报告题目:Feature screening for clustering analysis
报告人:席瑞斌,北京大学数学科学学院、统计科学中心长聘副教授、研究员
报告时间:2022年12月8日(周四)上午 9:30-11:00
腾讯会议:690-950-4009
报告摘要:We consider feature screening for ultrahigh dimensional clustering analyses. Based on the observation that the marginal distribution of any given feature is a mixture of its conditional distributions in different clusters, we propose to screen clustering features by independently evaluating the homogeneity of each feature’s mixture distribution. Important clustering-relevant features have heterogeneous components in their mixture distributions and unimportant features have homogeneous components. The well-known EM-test statistic is used to evaluate the homogeneity. Under general parametric settings, we establish the tail probability bounds of the EM-test statistic for the homogeneous and heterogeneous features, and further show that the proposed screening procedure can achieve the sure independent screening and even the consistency in selection properties. Limiting distribution of the EM-test statistic is also obtained for general parametric distributions. The proposed method is computationally efficient, can accurately screen for important clustering-relevant features and help to significantly improve clustering, as demonstrated in our extensive simulation and real data analyses.

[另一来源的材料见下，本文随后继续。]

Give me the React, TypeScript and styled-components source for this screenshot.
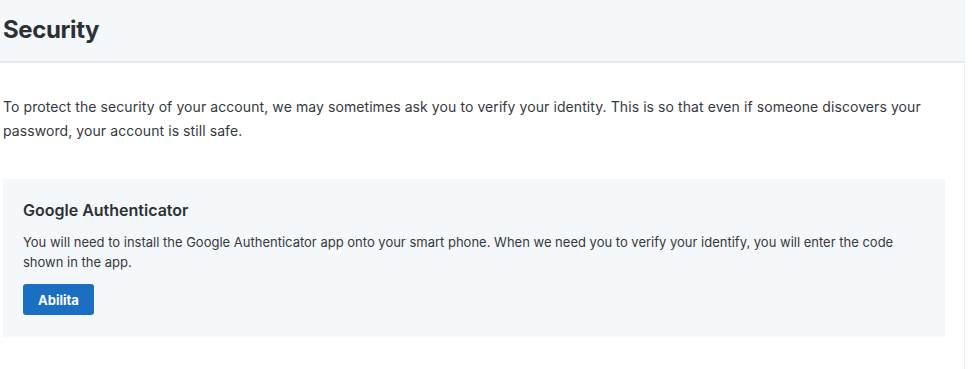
import styled, { createGlobalStyle } from "styled-components";

const GlobalStyle = createGlobalStyle`
  body {
    margin: 0;
    background: #ffffff;
    font-family: Inter, "Noto Sans", sans-serif;
    color: #33363a;
  }
`;

const Page = styled.div`
  width: 965px;
  min-height: 369px;
  box-sizing: border-box;
  border-right: 1px solid #eef1f4;
`;

const Header = styled.header`
  height: 61px;
  display: flex;
  align-items: center;
  padding: 0 3px;
  background: #f5f8fb;
  border-bottom: 2px solid #e4e9ee;
`;

const Title = styled.h1`
  margin: 0 0 3px;
  font-size: 24px;
  font-weight: 700;
  color: #2e3134;
  letter-spacing: -0.4px;
`;

const Content = styled.section`
  padding: 32px 19px 0 3px;
`;

const Intro = styled.p`
  margin: 0;
  font-size: 14px;
  line-height: 24px;
  color: #36393d;
  letter-spacing: 0.08px;
`;

const Card = styled.div`
  margin-top: 36px;
  padding: 19px 20px 22px;
  background: #f5f8fb;
  display: flex;
  flex-direction: column;
  align-items: flex-start;
`;

const CardTitle = styled.h3`
  margin: 0;
  font-size: 16px;
  line-height: 24px;
  font-weight: 600;
  color: #2e3134;
`;

const CardText = styled.p`
  margin: 10px 0 0;
  font-size: 13px;
  line-height: 20px;
  color: #36393d;
`;

const Button = styled.button`
  margin-top: 12px;
  height: 31px;
  padding: 0 15px;
  border: none;
  border-radius: 3px;
  background: #1a6fc2;
  color: #ffffff;
  font-family: inherit;
  font-size: 13px;
  font-weight: 700;
  cursor: pointer;
`;

export default function App() {
  return (
    <>
      <GlobalStyle />
      <Page>
        <Header>
          <Title>Security</Title>
        </Header>
        <Content>
          <Intro>
            To protect the security of your account, we may sometimes ask you to verify your identity. This is so that
            even if someone discovers your password, your account is still safe.
          </Intro>
          <Card>
            <CardTitle>Google Authenticator</CardTitle>
            <CardText>
              You will need to install the Google Authenticator app onto your smart phone. When we need you to verify
              your identify, you will enter the code shown in the app.
            </CardText>
            <Button>Abilita</Button>
          </Card>
        </Content>
      </Page>
    </>
  );
}
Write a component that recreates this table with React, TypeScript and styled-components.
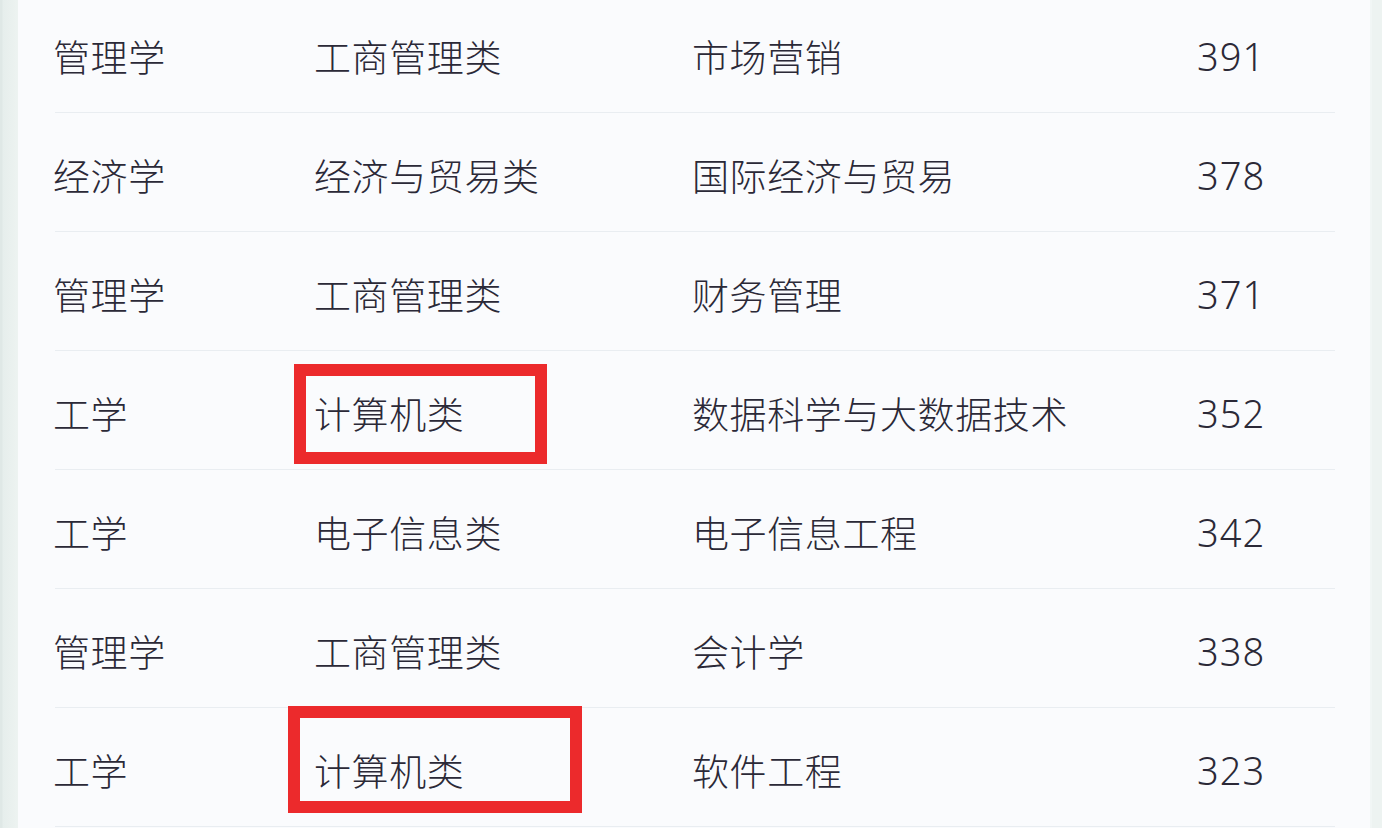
import styled, { createGlobalStyle } from 'styled-components'

const GlobalStyle = createGlobalStyle`
  html, body {
    margin: 0;
    padding: 0;
    background: #eef3f2;
    overflow: hidden;
  }
`

type Highlight = { left: number; width: number; top: number; bottom: number }

const rows: { subject: string; category: string; major: string; score: number; box?: Highlight }[] = [
  { subject: '管理学', category: '工商管理类', major: '市场营销', score: 391 },
  { subject: '经济学', category: '经济与贸易类', major: '国际经济与贸易', score: 378 },
  { subject: '管理学', category: '工商管理类', major: '财务管理', score: 371 },
  {
    subject: '工学',
    category: '计算机类',
    major: '数据科学与大数据技术',
    score: 352,
    box: { left: -20, width: 253, top: 13, bottom: 5 },
  },
  { subject: '工学', category: '电子信息类', major: '电子信息工程', score: 342 },
  { subject: '管理学', category: '工商管理类', major: '会计学', score: 338 },
  {
    subject: '工学',
    category: '计算机类',
    major: '软件工程',
    score: 323,
    box: { left: -26, width: 294, top: -2, bottom: 13 },
  },
]

export default function App() {
  return (
    <>
      <GlobalStyle />
      <Page>
        <Card>
          <Table>
            {rows.map((r, i) => (
              <Row key={i}>
                <Cell>{r.subject}</Cell>
                <Cell>
                  {r.category}
                  {r.box && (
                    <RedBox
                      style={{
                        left: r.box.left,
                        width: r.box.width,
                        top: r.box.top,
                        bottom: r.box.bottom,
                      }}
                    />
                  )}
                </Cell>
                <Cell>{r.major}</Cell>
                <Score>{r.score}</Score>
              </Row>
            ))}
          </Table>
        </Card>
      </Page>
    </>
  )
}

const Page = styled.div`
  width: 1382px;
  height: 828px;
  display: flex;
  background: linear-gradient(90deg, #dfe8e6 0, #dfe8e6 2px, #e6eeec 3px, #edf3f1 18px);
  overflow: hidden;
`

const Card = styled.div`
  margin-left: 18px;
  width: 1352px;
  height: 100%;
  background: #fafbfd;
  border-right: 2px solid #f1f6f5;
`

const Table = styled.div`
  display: flex;
  flex-direction: column;
  margin: -6px 35px 0 37px;
  width: 1280px;
`

const Row = styled.div`
  display: grid;
  grid-template-columns: 261px 378px 503px 1fr;
  align-items: center;
  height: 118px;
  border-bottom: 1px solid #e9edf1;
`

const Cell = styled.div`
  position: relative;
  height: 100%;
  display: flex;
  align-items: center;
  margin-left: -2px;
  padding-top: 5px;
  box-sizing: border-box;
  font-family: 'Noto Sans CJK SC', 'Noto Sans', sans-serif;
  font-size: 37px;
  font-weight: 300;
  letter-spacing: 0.6px;
  color: #2b2937;
`

const Score = styled.div`
  display: flex;
  align-items: center;
  height: 100%;
  padding-top: 5px;
  box-sizing: border-box;
  font-family: 'Noto Sans', 'Liberation Sans', sans-serif;
  font-size: 38px;
  font-weight: 300;
  letter-spacing: 1px;
  color: #2b2937;
`

const RedBox = styled.div`
  position: absolute;
  box-sizing: border-box;
  border: 12px solid #ec2a2c;
  pointer-events: none;
`
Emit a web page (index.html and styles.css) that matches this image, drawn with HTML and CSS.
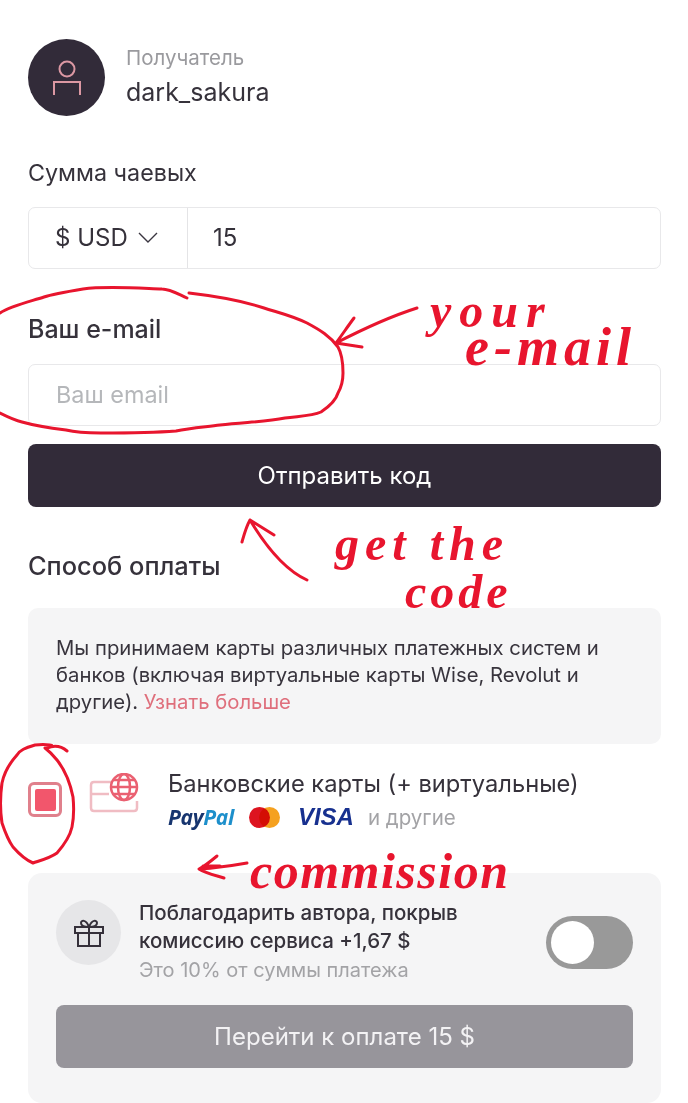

报告人简介:席瑞斌,北京大学数学科学学院、统计科学中心长聘副教授、研究员。2014年入选国家级重大人才青年计划,中国现场统计协会理事、青年统计学家协会副会长、中国现场统计研究会计算统计分会常务理事,Statistics theory and related fields 编委。2009年毕业于美国圣路易斯华盛顿大学,2009-2012年在哈佛大学医学院从事生物医学信息学方面的研究。2012年9月加入北京大学。席瑞斌的主要研究方向是生物统计、生物信息、生物大数据的统计分析、图模型、高维统计等。席瑞斌近年来有40多篇文章发表于Nature, Nature Genetics, PNAS, Science Translational Medicine, Nature Communications, Nucleic Acids Research, Journal of Hepatology, Bioinformatics, Biometrika, IEEE Transactions on Knowledge and Data Engineering等顶级或权威学术期刊。